Q8) “Zamindars often enjoyed peasant support in rural resistance.” Explain.
(Delhi 2015; Delhi 2014; All India 2013 )
Answer:
- Shared village world: Zamindars were local patrons—credit, protection, ritual leadership; peasants tied by kinship & custom.
- Grievance alignment: When state demand overshot capacity (bad harvests, war levies), zamindars themselves were squeezed—leading to joint resistance.
- Means: Control over retainers, fortified houses, and paths/forests enabled mobilisation and safe retreat.
- Outcomes: Some uprisings forced revenue remissions or office changes; others ended in punitive action and confiscations.
- Hence: Support reflected a political economy coalition, not mere “class harmony”.
Q9) Explain methods of revenue assessment & collection and their regional fit.
(All India 2017, Delhi/AI 2012 )
Answer:
- Zabt (measurement + assessed rates schedule) worked in core wheat–cotton belts with stable yields.
- Batai/Share (apportioned after harvest) suited riskier tracts; reduced assessment disputes but raised collection costs.

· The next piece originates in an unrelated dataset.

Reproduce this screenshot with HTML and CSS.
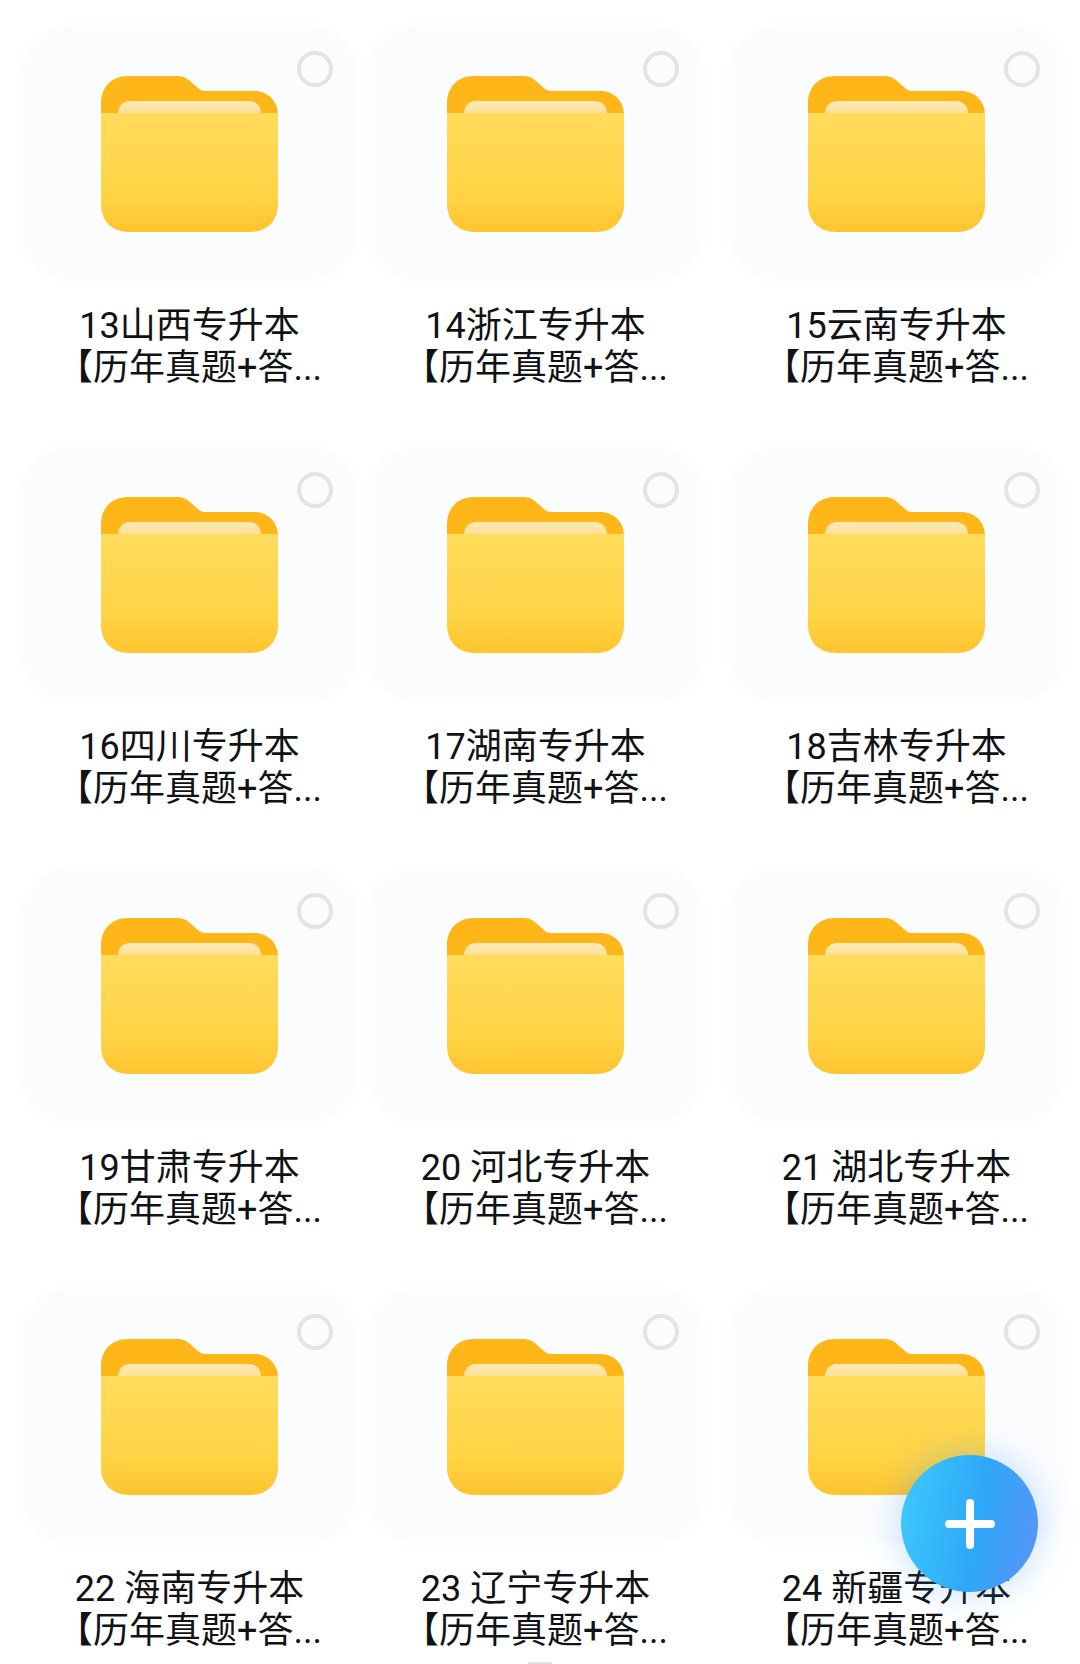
FILE: index.html
```html
<!DOCTYPE html>
<html lang="zh-CN">
<head>
    <meta charset="UTF-8">
    <title>专升本</title>
    <link rel="stylesheet" href="styles.css">
</head>
<body>
    <svg class="defs" width="0" height="0">
        <defs>
            <linearGradient id="front" x1="0" y1="0" x2="0" y2="1">
                <stop offset="0" stop-color="#ffdc5c"/>
                <stop offset="0.7" stop-color="#ffd344"/>
                <stop offset="1" stop-color="#ffc42e"/>
            </linearGradient>
            <linearGradient id="paper" x1="0" y1="0" x2="0" y2="1">
                <stop offset="0" stop-color="#fdeab8"/>
                <stop offset="1" stop-color="#ffd574"/>
            </linearGradient>
            <symbol id="folder" viewBox="0 0 177 157">
                <path d="M0 28C0 12 11 1 27 1H76C82 1 86 3 90 7L97 13C99 15 101 16 104 16H153C167 16 177 26 177 40V60H0Z" fill="#ffb618"/>
                <path d="M17 38C17 31 22 26 29 26H148C155 26 160 31 160 38V50H17Z" fill="url(#paper)"/>
                <path d="M0 38H177V129C177 146 166 157 149 157H28C11 157 0 146 0 129Z" fill="url(#front)"/>
            </symbol>
        </defs>
    </svg>

    <div class="grid">
        <div class="item">
            <div class="thumb"><svg class="folder"><use href="#folder"/></svg><span class="check"></span></div>
            <p class="name">13山西专升本</p>
            <p class="sub">【历年真题+答...</p>
        </div>
        <div class="item">
            <div class="thumb"><svg class="folder"><use href="#folder"/></svg><span class="check"></span></div>
            <p class="name">14浙江专升本</p>
            <p class="sub">【历年真题+答...</p>
        </div>
        <div class="item">
            <div class="thumb"><svg class="folder"><use href="#folder"/></svg><span class="check"></span></div>
            <p class="name">15云南专升本</p>
            <p class="sub">【历年真题+答...</p>
        </div>
        <div class="item">
            <div class="thumb"><svg class="folder"><use href="#folder"/></svg><span class="check"></span></div>
            <p class="name">16四川专升本</p>
            <p class="sub">【历年真题+答...</p>
        </div>
        <div class="item">
            <div class="thumb"><svg class="folder"><use href="#folder"/></svg><span class="check"></span></div>
            <p class="name">17湖南专升本</p>
            <p class="sub">【历年真题+答...</p>
        </div>
        <div class="item">
            <div class="thumb"><svg class="folder"><use href="#folder"/></svg><span class="check"></span></div>
            <p class="name">18吉林专升本</p>
            <p class="sub">【历年真题+答...</p>
        </div>
        <div class="item">
            <div class="thumb"><svg class="folder"><use href="#folder"/></svg><span class="check"></span></div>
            <p class="name">19甘肃专升本</p>
            <p class="sub">【历年真题+答...</p>
        </div>
        <div class="item">
            <div class="thumb"><svg class="folder"><use href="#folder"/></svg><span class="check"></span></div>
            <p class="name">20 河北专升本</p>
            <p class="sub">【历年真题+答...</p>
        </div>
        <div class="item">
            <div class="thumb"><svg class="folder"><use href="#folder"/></svg><span class="check"></span></div>
            <p class="name">21 湖北专升本</p>
            <p class="sub">【历年真题+答...</p>
        </div>
        <div class="item">
            <div class="thumb"><svg class="folder"><use href="#folder"/></svg><span class="check"></span></div>
            <p class="name">22 海南专升本</p>
            <p class="sub">【历年真题+答...</p>
        </div>
        <div class="item">
            <div class="thumb"><svg class="folder"><use href="#folder"/></svg><span class="check"></span></div>
            <p class="name">23 辽宁专升本</p>
            <p class="sub">【历年真题+答...</p>
        </div>
        <div class="item">
            <div class="thumb"><svg class="folder"><use href="#folder"/></svg><span class="check"></span></div>
            <p class="name">24 新疆专升本</p>
            <p class="sub">【历年真题+答...</p>
        </div>
    </div>

    <button class="fab" aria-label="新建">
        <svg width="50" height="50" viewBox="0 0 50 50"><path d="M25 4V46M4 25H46" stroke="#fff" stroke-width="8" stroke-linecap="round"/></svg>
    </button>
    <div class="home-bar"></div>
</body>
</html>
```

FILE: styles.css
```css
html, body {
    margin: 0;
    padding: 0;
    background: #ffffff;
}

body {
    width: 1080px;
    height: 1664px;
    overflow: hidden;
    position: relative;
    font-family: Roboto, "Noto Sans CJK SC", "Noto Sans", sans-serif;
    color: #111216;
}

.defs {
    display: block;
    height: 0;
}

.grid {
    display: grid;
    grid-template-columns: 346px 361px 333px;
    grid-auto-rows: 421px;
    padding: 27px 0 0 23px;
}

.item {
    width: 333px;
    text-align: center;
}

.thumb {
    position: relative;
    height: 252px;
    padding-top: 48px;
    box-sizing: border-box;
    background: #fbfcfe;
    border-radius: 46px;
    box-shadow: 0 0 10px 3px #fcfdfe;
}

.folder {
    display: block;
    width: 177px;
    height: 157px;
    margin: 0 auto;
}

.check {
    position: absolute;
    top: 24px;
    right: 23px;
    width: 36px;
    height: 36px;
    box-sizing: border-box;
    border: 4px solid #e3e4e7;
    border-radius: 50%;
}

.name,
.sub {
    margin: 0;
    font-size: 36px;
    font-weight: 400;
    line-height: 42px;
    white-space: nowrap;
}

.name {
    margin-top: 26px;
}

.fab {
    position: absolute;
    left: 901px;
    top: 1455px;
    width: 137px;
    height: 137px;
    display: flex;
    align-items: center;
    justify-content: center;
    padding: 0;
    border: none;
    border-radius: 50%;
    background: linear-gradient(100deg, #3dcbfc 0%, #2ea8f9 55%, #5d92f8 100%);
    box-shadow: 0 0 30px 6px rgba(70, 160, 250, 0.25);
}

.home-bar {
    position: absolute;
    left: 528px;
    bottom: 0;
    width: 24px;
    height: 2px;
    background: #e2e2e2;
}
```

- Kankut/Chak (sample estimation) balanced speed and fairness when full measurement was costly.
- Local officials: Amil, qanungo, patwari implemented entries; remissions allowed for drought/flood/locusts.
- Why mix matters: Region, crop, irrigation, and transaction costs dictated the optimal method.
Q10) Write a note on pastures, tanks/canals & rural commons in village life.
(Delhi/All India 2016 )
Answer:
- Commons (banjar/grazing grounds) provided fodder, fuelwood, leaf-manure; panchayats regulated access & fines.
- Waterworks: Step-wells, tanks, canals underpinned rabi crops; villages and zamindars managed desilting/embankments.
- Risk-sharing: Access to commons buffered dearth/famines; shared labour in repairs built social obligation.
- Linkages: Pastures and tanks tied pastoralists, farmers, and artisans into a single ecology of work.
Q11) Caste, gender & law: how did patriarchy operate in Mughal rural society?
(Delhi 2016; Delhi 2013–15 )
Answer:
- Norm enforcement: Jati panchayats/village elders regulated marriage, sexuality, inheritance, and ritual status.
- Women’s petitions: Archival cases from Rajasthan/Gujarat/Maharashtra show women approaching panchayats against excess dues/begar or marital violations—suggesting agency within constraints.
- Sanctions: Fines, penance, excommunication—social penalties had material consequences (access to water, fields, credit).
- State stance: Except in criminal justice, state deferred to local bodies—so customary law effectively governed daily life.